What is needed:
The records underneath are to be repeated exactly, with the pictures left out.

Extracted material:
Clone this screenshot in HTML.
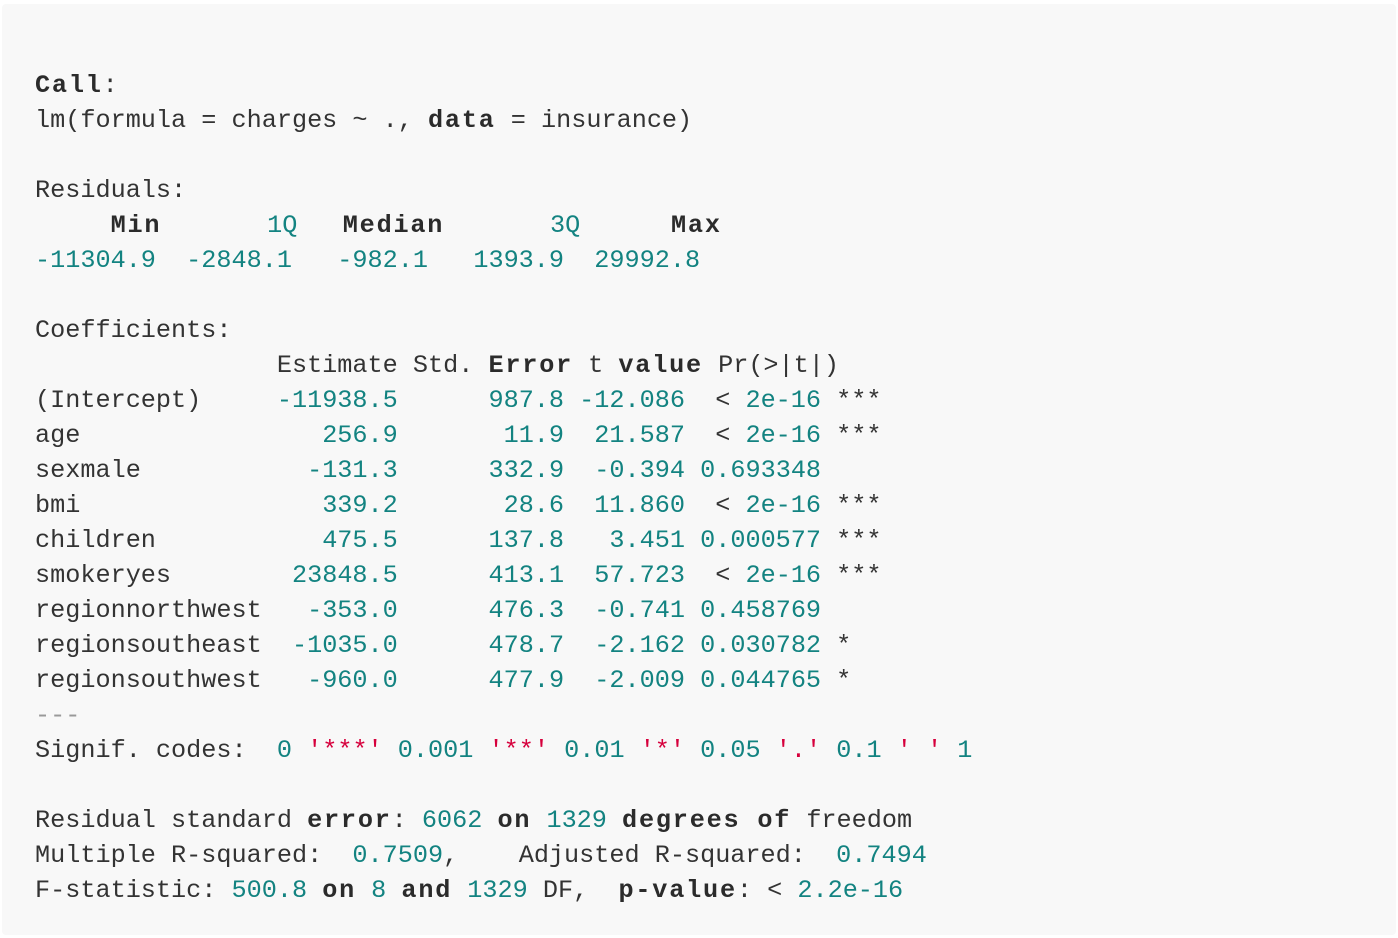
<!DOCTYPE html>
<html><head><meta charset="utf-8"><style>
html,body{margin:0;padding:0;background:#fff;width:1398px;height:938px;overflow:hidden}
.card{position:absolute;left:2px;top:4px;width:1394px;height:931px;background:#f8f8f8;border-radius:4px}
pre{position:absolute;left:35px;top:68px;margin:0;font-family:"Liberation Mono",monospace;font-size:25.2px;line-height:35px;color:#333}
b{font-weight:bold;color:#2b2b2b;letter-spacing:1.8px}
.n{color:#138381}
.r{color:#d6003c}
.g{color:#999}
</style></head><body><div class="card"></div>
<pre><b>Call</b>:
lm(formula = charges ~ ., <b>data</b> = insurance)

Residuals:
     <b>Min</b>       <span class="n">1Q</span>   <b>Median</b>       <span class="n">3Q</span>      <b>Max</b> 
<span class="n">-11304.9  -2848.1   -982.1   1393.9  29992.8</span> 

Coefficients:
                Estimate Std. <b>Error</b> t <b>value</b> Pr(&gt;|t|)    
(Intercept)     <span class="n">-11938.5</span>      <span class="n">987.8</span> <span class="n">-12.086</span>  &lt; <span class="n">2e-16</span> ***
age                <span class="n">256.9</span>       <span class="n">11.9</span>  <span class="n">21.587</span>  &lt; <span class="n">2e-16</span> ***
sexmale           <span class="n">-131.3</span>      <span class="n">332.9</span>  <span class="n">-0.394</span> <span class="n">0.693348</span>    
bmi                <span class="n">339.2</span>       <span class="n">28.6</span>  <span class="n">11.860</span>  &lt; <span class="n">2e-16</span> ***
children           <span class="n">475.5</span>      <span class="n">137.8</span>   <span class="n">3.451</span> <span class="n">0.000577</span> ***
smokeryes        <span class="n">23848.5</span>      <span class="n">413.1</span>  <span class="n">57.723</span>  &lt; <span class="n">2e-16</span> ***
regionnorthwest   <span class="n">-353.0</span>      <span class="n">476.3</span>  <span class="n">-0.741</span> <span class="n">0.458769</span>    
regionsoutheast  <span class="n">-1035.0</span>      <span class="n">478.7</span>  <span class="n">-2.162</span> <span class="n">0.030782</span> *  
regionsouthwest   <span class="n">-960.0</span>      <span class="n">477.9</span>  <span class="n">-2.009</span> <span class="n">0.044765</span> *  
<span class="g">---</span>
Signif. codes:  <span class="n">0</span> <span class="r">'***'</span> <span class="n">0.001</span> <span class="r">'**'</span> <span class="n">0.01</span> <span class="r">'*'</span> <span class="n">0.05</span> <span class="r">'.'</span> <span class="n">0.1</span> <span class="r">' '</span> <span class="n">1</span>

Residual standard <b>error</b>: <span class="n">6062</span> <b>on</b> <span class="n">1329</span> <b>degrees of</b> freedom
Multiple R-squared:  <span class="n">0.7509</span>,    Adjusted R-squared:  <span class="n">0.7494</span> 
F-statistic: <span class="n">500.8</span> <b>on</b> <span class="n">8</span> <b>and</b> <span class="n">1329</span> DF,  <b>p-value</b>: &lt; <span class="n">2.2e-16</span></pre>
</body></html>
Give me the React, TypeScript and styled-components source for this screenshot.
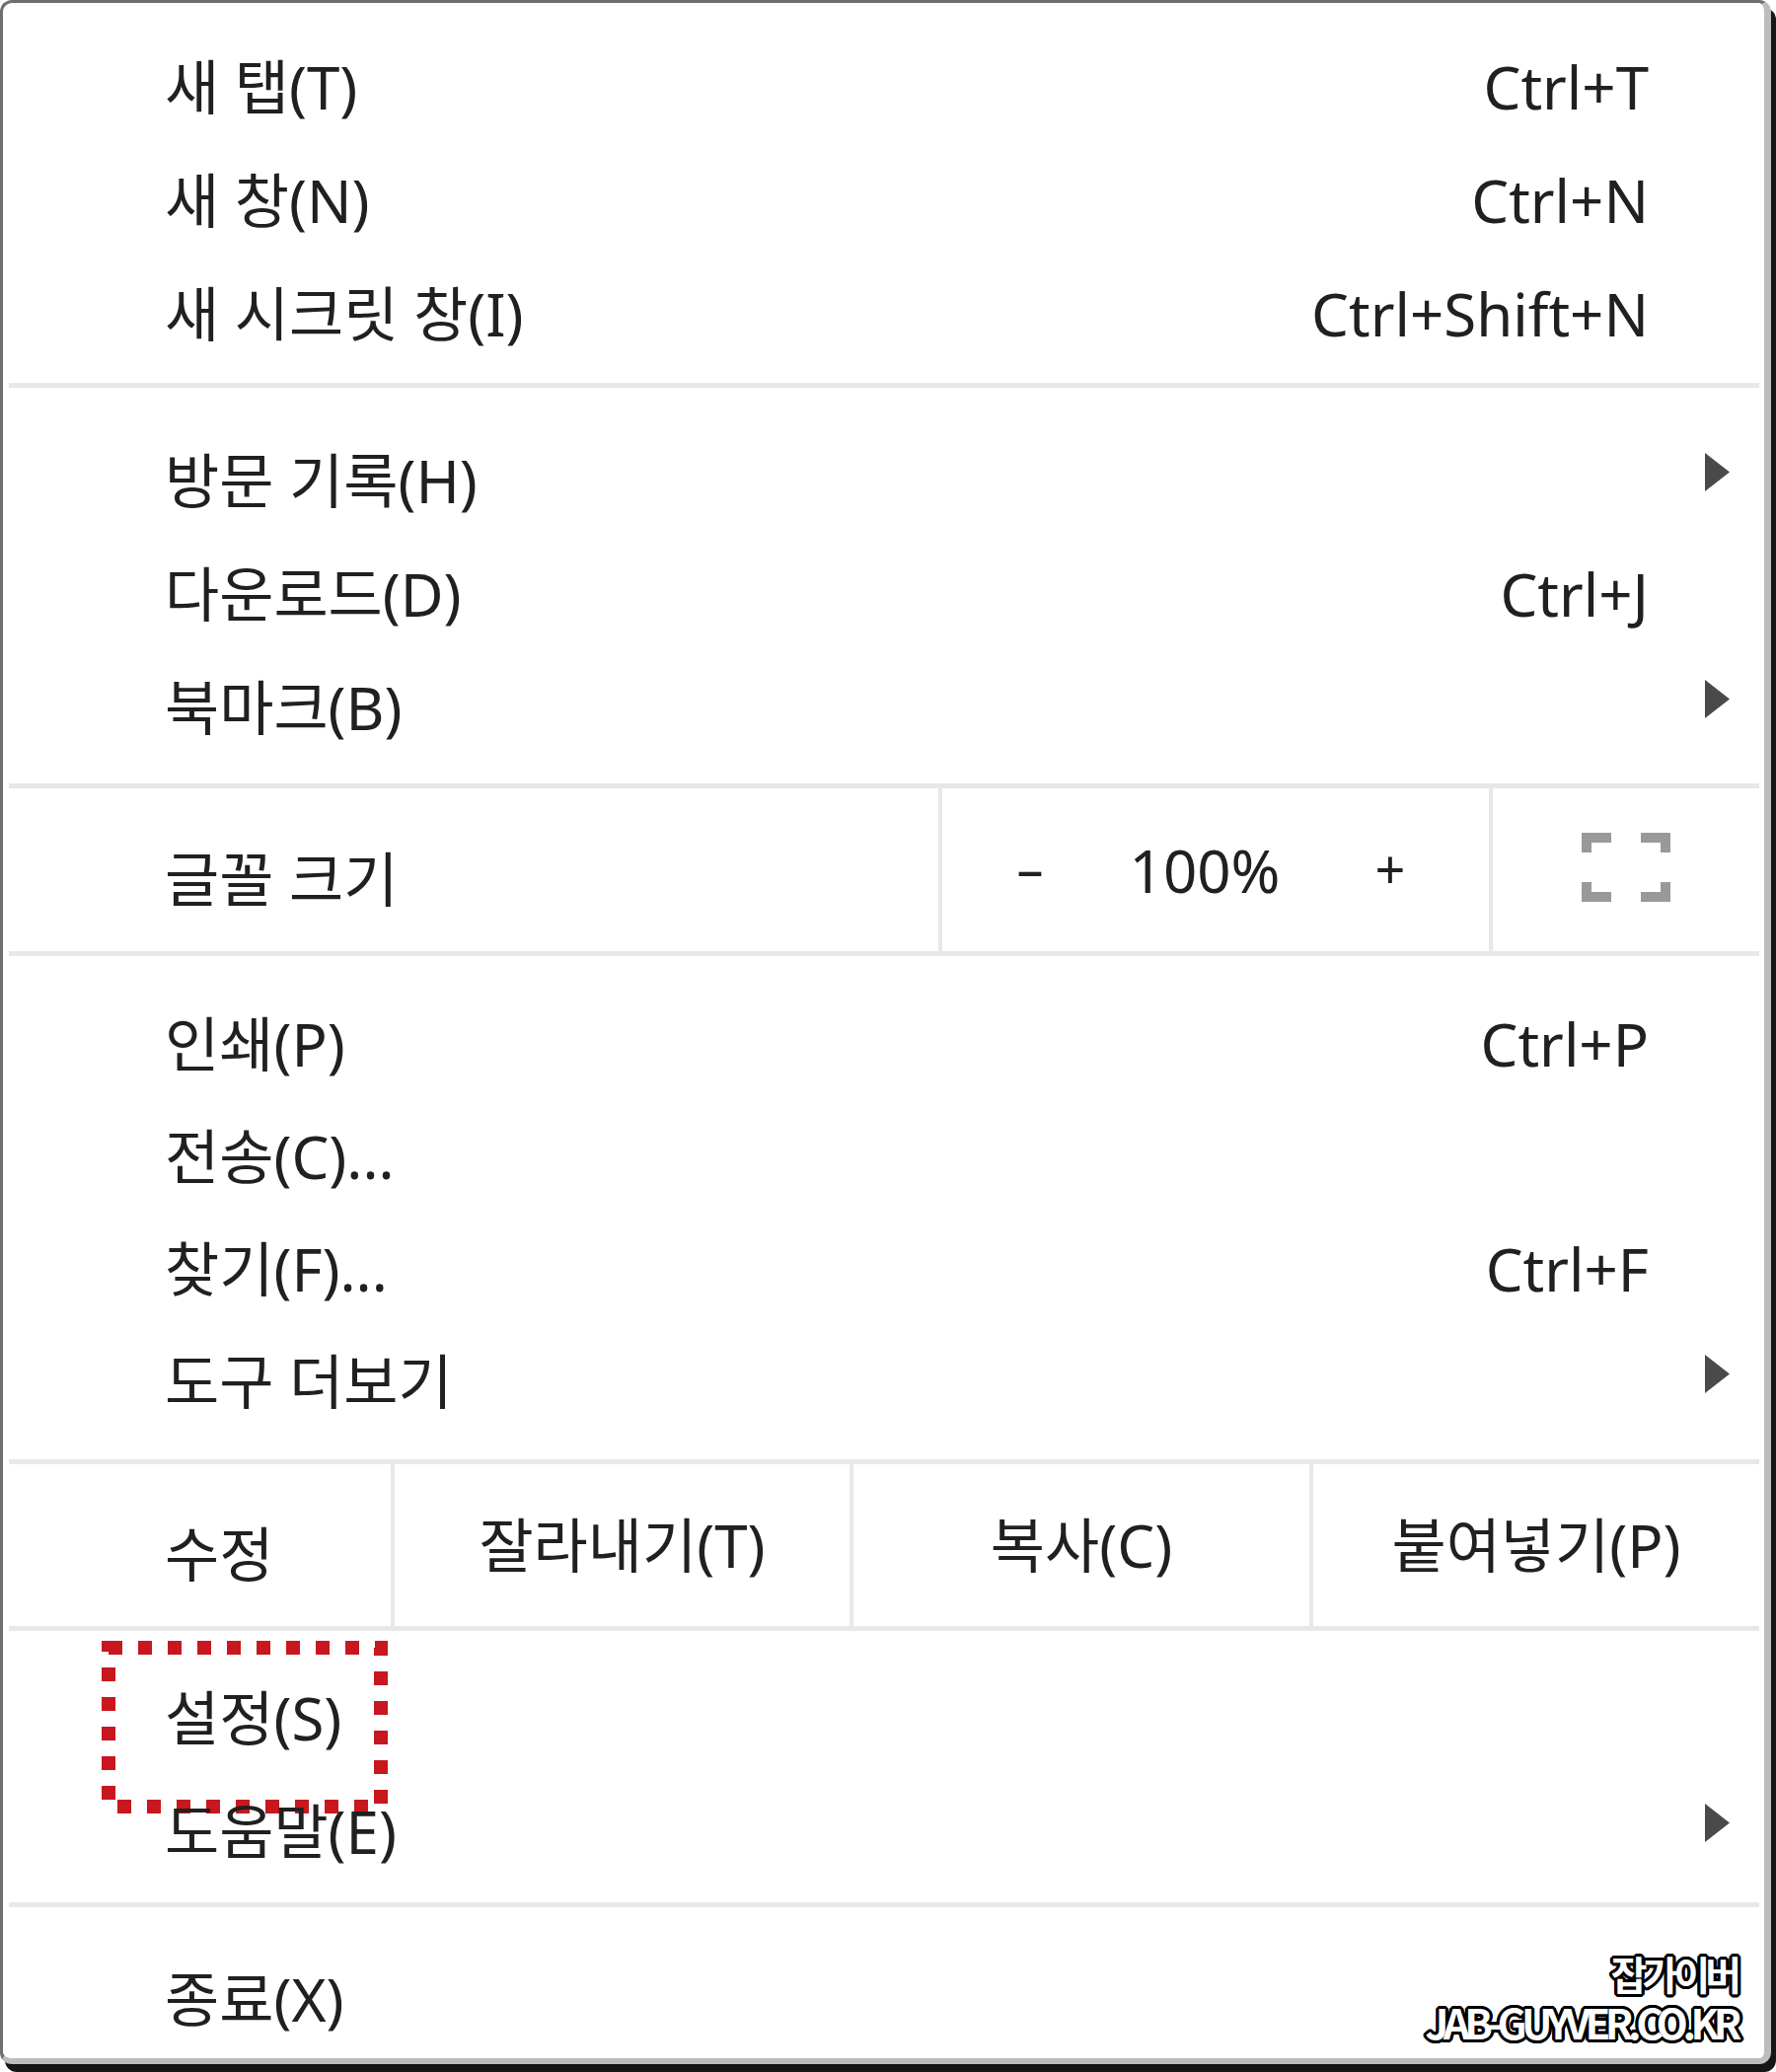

Finished task:
Clone this screenshot in HTML.
<!DOCTYPE html>
<html><head><meta charset="utf-8"><style>
html,body{margin:0;padding:0;background:#fff;width:1398px;height:938px;overflow:hidden}
.card{position:absolute;left:2px;top:4px;width:1394px;height:931px;background:#f8f8f8;border-radius:4px}
pre{position:absolute;left:35px;top:68px;margin:0;font-family:"Liberation Mono",monospace;font-size:25.2px;line-height:35px;color:#333}
b{font-weight:bold;color:#2b2b2b;letter-spacing:1.8px}
.n{color:#138381}
.r{color:#d6003c}
.g{color:#999}
</style></head><body><div class="card"></div>
<pre><b>Call</b>:
lm(formula = charges ~ ., <b>data</b> = insurance)

Residuals:
     <b>Min</b>       <span class="n">1Q</span>   <b>Median</b>       <span class="n">3Q</span>      <b>Max</b> 
<span class="n">-11304.9  -2848.1   -982.1   1393.9  29992.8</span> 

Coefficients:
                Estimate Std. <b>Error</b> t <b>value</b> Pr(&gt;|t|)    
(Intercept)     <span class="n">-11938.5</span>      <span class="n">987.8</span> <span class="n">-12.086</span>  &lt; <span class="n">2e-16</span> ***
age                <span class="n">256.9</span>       <span class="n">11.9</span>  <span class="n">21.587</span>  &lt; <span class="n">2e-16</span> ***
sexmale           <span class="n">-131.3</span>      <span class="n">332.9</span>  <span class="n">-0.394</span> <span class="n">0.693348</span>    
bmi                <span class="n">339.2</span>       <span class="n">28.6</span>  <span class="n">11.860</span>  &lt; <span class="n">2e-16</span> ***
children           <span class="n">475.5</span>      <span class="n">137.8</span>   <span class="n">3.451</span> <span class="n">0.000577</span> ***
smokeryes        <span class="n">23848.5</span>      <span class="n">413.1</span>  <span class="n">57.723</span>  &lt; <span class="n">2e-16</span> ***
regionnorthwest   <span class="n">-353.0</span>      <span class="n">476.3</span>  <span class="n">-0.741</span> <span class="n">0.458769</span>    
regionsoutheast  <span class="n">-1035.0</span>      <span class="n">478.7</span>  <span class="n">-2.162</span> <span class="n">0.030782</span> *  
regionsouthwest   <span class="n">-960.0</span>      <span class="n">477.9</span>  <span class="n">-2.009</span> <span class="n">0.044765</span> *  
<span class="g">---</span>
Signif. codes:  <span class="n">0</span> <span class="r">'***'</span> <span class="n">0.001</span> <span class="r">'**'</span> <span class="n">0.01</span> <span class="r">'*'</span> <span class="n">0.05</span> <span class="r">'.'</span> <span class="n">0.1</span> <span class="r">' '</span> <span class="n">1</span>

Residual standard <b>error</b>: <span class="n">6062</span> <b>on</b> <span class="n">1329</span> <b>degrees of</b> freedom
Multiple R-squared:  <span class="n">0.7509</span>,    Adjusted R-squared:  <span class="n">0.7494</span> 
F-statistic: <span class="n">500.8</span> <b>on</b> <span class="n">8</span> <b>and</b> <span class="n">1329</span> DF,  <b>p-value</b>: &lt; <span class="n">2.2e-16</span></pre>
</body></html>
Give me the React, TypeScript and styled-components source for this screenshot.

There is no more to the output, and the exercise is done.